Dataset excerpt —
□ □ □ □ □
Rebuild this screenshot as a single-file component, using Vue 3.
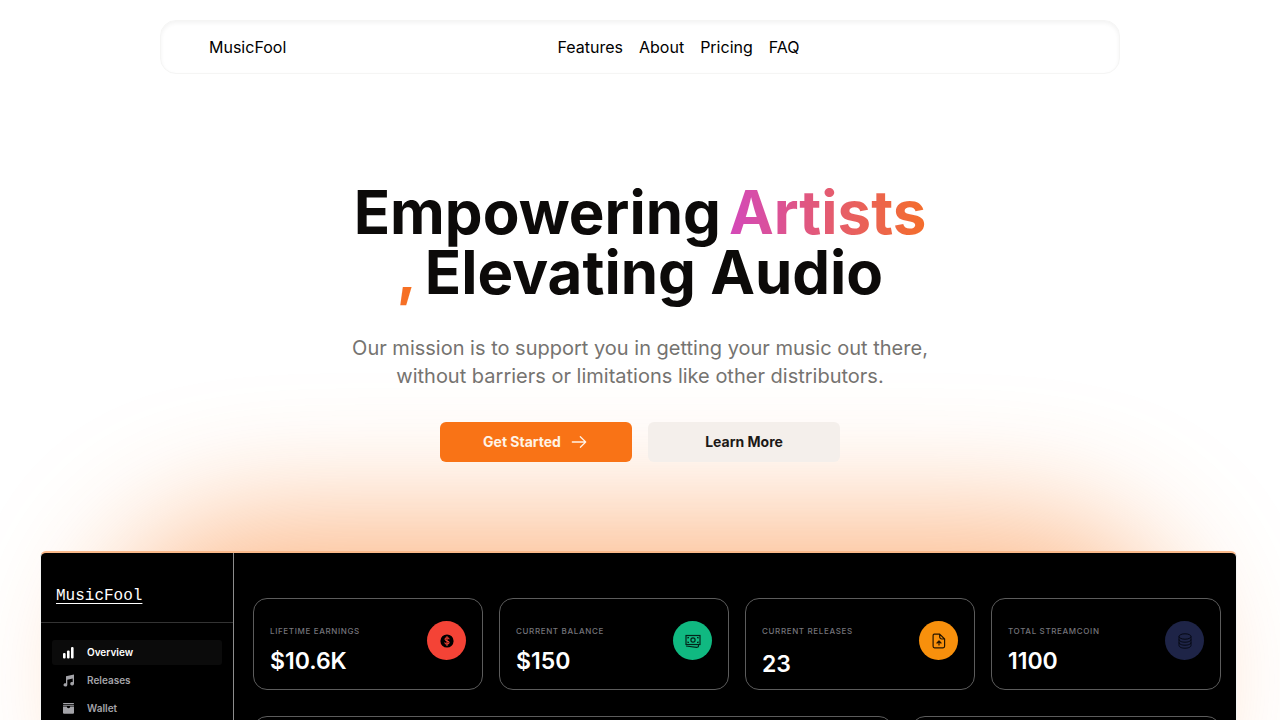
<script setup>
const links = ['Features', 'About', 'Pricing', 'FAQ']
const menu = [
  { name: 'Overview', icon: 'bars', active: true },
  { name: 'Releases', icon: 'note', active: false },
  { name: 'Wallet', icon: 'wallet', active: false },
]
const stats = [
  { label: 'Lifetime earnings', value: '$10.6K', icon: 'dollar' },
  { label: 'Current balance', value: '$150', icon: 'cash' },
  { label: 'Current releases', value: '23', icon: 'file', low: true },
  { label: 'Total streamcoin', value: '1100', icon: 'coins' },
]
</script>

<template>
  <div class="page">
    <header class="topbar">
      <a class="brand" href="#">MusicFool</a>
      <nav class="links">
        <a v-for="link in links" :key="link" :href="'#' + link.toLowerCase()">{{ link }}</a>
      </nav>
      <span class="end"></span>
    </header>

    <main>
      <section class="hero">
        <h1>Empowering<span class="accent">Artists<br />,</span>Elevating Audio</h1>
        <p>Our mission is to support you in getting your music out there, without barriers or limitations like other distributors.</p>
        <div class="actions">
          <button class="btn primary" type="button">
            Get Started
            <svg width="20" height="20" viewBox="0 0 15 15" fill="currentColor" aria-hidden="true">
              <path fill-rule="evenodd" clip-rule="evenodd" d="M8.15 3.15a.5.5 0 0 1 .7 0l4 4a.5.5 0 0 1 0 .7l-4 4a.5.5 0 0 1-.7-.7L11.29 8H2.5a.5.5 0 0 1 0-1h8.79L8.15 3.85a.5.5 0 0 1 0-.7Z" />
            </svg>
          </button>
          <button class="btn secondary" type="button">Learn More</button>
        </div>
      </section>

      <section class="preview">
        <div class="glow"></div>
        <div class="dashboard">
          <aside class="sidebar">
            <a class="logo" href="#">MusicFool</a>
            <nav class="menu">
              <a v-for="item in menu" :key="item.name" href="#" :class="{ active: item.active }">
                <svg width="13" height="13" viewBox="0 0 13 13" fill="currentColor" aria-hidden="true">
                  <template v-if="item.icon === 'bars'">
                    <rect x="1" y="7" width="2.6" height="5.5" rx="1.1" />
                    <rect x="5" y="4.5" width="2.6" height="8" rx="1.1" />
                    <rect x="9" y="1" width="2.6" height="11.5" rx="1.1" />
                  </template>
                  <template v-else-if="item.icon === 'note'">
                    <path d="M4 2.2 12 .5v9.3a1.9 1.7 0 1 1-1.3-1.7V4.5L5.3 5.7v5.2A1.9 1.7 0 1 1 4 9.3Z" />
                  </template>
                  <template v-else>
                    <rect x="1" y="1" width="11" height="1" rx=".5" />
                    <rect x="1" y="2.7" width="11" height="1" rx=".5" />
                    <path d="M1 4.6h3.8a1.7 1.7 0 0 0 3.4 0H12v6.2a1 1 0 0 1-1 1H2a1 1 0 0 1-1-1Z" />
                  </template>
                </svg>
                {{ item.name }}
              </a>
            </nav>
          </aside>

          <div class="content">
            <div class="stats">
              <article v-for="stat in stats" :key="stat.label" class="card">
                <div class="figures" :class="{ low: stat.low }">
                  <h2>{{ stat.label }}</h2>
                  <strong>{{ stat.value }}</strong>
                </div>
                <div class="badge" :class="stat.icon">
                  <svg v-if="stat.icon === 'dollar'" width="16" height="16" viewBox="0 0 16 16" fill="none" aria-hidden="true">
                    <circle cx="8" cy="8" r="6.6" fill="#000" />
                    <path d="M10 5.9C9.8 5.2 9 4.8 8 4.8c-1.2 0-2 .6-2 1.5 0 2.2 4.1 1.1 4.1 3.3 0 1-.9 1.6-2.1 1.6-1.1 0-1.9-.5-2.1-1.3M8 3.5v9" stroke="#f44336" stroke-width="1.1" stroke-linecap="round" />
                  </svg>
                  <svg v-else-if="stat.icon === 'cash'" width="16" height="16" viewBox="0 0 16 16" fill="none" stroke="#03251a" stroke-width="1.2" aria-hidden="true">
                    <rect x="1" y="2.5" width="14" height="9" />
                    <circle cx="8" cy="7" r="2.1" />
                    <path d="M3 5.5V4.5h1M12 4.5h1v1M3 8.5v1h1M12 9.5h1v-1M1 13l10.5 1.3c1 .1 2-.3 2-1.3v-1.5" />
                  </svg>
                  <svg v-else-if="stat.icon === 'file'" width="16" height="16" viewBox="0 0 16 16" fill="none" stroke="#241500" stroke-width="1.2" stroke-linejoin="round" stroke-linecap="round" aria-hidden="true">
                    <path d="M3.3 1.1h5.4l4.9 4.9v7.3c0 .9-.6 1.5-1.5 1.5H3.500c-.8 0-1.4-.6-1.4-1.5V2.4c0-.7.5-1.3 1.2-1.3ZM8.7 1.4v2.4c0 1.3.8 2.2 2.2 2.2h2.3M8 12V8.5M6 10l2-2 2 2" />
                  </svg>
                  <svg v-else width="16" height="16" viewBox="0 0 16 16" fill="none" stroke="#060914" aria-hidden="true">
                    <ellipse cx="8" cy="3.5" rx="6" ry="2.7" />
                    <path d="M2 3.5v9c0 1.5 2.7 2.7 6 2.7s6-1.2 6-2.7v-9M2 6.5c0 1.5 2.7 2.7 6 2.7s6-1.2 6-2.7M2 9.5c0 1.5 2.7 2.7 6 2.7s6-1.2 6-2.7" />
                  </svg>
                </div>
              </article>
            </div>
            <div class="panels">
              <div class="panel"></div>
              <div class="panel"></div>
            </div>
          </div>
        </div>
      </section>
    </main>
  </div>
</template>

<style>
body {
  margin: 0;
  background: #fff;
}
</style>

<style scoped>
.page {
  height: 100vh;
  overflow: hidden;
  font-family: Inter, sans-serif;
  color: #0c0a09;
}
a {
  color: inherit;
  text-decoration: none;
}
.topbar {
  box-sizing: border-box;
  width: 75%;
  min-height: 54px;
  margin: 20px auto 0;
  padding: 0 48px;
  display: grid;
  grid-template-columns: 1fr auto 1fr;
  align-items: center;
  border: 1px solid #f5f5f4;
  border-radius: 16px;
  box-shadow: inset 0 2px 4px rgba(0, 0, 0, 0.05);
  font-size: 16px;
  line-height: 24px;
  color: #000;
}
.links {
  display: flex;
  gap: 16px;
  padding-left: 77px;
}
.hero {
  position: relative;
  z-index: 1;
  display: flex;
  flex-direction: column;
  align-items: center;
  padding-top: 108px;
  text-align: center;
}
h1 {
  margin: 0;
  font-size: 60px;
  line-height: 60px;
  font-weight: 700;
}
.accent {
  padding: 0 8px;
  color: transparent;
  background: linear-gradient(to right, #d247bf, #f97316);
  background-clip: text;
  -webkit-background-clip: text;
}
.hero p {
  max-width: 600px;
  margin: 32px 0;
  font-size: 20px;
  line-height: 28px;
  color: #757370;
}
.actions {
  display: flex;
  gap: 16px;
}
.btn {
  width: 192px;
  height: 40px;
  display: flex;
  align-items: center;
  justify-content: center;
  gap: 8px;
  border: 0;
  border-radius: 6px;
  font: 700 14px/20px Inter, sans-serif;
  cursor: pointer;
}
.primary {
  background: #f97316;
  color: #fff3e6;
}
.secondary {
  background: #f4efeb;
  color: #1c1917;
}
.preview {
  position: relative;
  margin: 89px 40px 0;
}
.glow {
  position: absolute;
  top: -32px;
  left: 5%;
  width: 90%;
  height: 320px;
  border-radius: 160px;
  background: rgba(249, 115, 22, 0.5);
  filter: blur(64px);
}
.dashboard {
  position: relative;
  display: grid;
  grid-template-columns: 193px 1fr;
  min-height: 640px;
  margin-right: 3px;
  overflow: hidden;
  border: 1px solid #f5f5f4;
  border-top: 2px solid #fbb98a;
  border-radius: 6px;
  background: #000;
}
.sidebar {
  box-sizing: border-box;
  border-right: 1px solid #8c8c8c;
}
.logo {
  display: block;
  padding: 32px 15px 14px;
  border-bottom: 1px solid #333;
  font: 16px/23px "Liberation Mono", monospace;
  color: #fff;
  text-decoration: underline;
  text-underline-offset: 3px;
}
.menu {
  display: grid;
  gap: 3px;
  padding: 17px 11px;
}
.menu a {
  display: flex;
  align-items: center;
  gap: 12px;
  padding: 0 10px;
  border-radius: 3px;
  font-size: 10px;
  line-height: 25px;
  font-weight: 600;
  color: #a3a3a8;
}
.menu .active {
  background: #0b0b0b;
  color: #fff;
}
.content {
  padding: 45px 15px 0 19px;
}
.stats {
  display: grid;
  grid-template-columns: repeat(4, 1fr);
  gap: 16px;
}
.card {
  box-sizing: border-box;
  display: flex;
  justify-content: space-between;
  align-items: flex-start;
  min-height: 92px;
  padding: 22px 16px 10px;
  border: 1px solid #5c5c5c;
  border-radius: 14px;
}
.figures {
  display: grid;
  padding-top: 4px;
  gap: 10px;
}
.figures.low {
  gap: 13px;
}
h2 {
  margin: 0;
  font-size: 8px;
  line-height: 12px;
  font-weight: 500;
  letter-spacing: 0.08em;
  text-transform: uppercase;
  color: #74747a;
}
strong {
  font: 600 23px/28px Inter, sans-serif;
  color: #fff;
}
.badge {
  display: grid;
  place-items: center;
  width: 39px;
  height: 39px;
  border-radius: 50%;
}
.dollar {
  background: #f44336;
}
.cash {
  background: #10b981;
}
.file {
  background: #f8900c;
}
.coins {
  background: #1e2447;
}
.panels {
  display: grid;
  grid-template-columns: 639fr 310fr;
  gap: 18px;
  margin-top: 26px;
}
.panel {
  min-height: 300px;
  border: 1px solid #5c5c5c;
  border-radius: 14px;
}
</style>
□ □ □ □ □
Task prompt — Copy out every line that includes the word "file".

Response to this task —
Rebuild this screenshot as a single-file component, using Vue 3.
  { label: 'Current releases', value: '23', icon: 'file', low: true },
                  <svg v-else-if="stat.icon === 'file'" width="16" height="16" viewBox="0 0 16 16" fill="none" stroke="#241500" stroke-width="1.2" stroke-linejoin="round" stroke-linecap="round" aria-hidden="true">
.file {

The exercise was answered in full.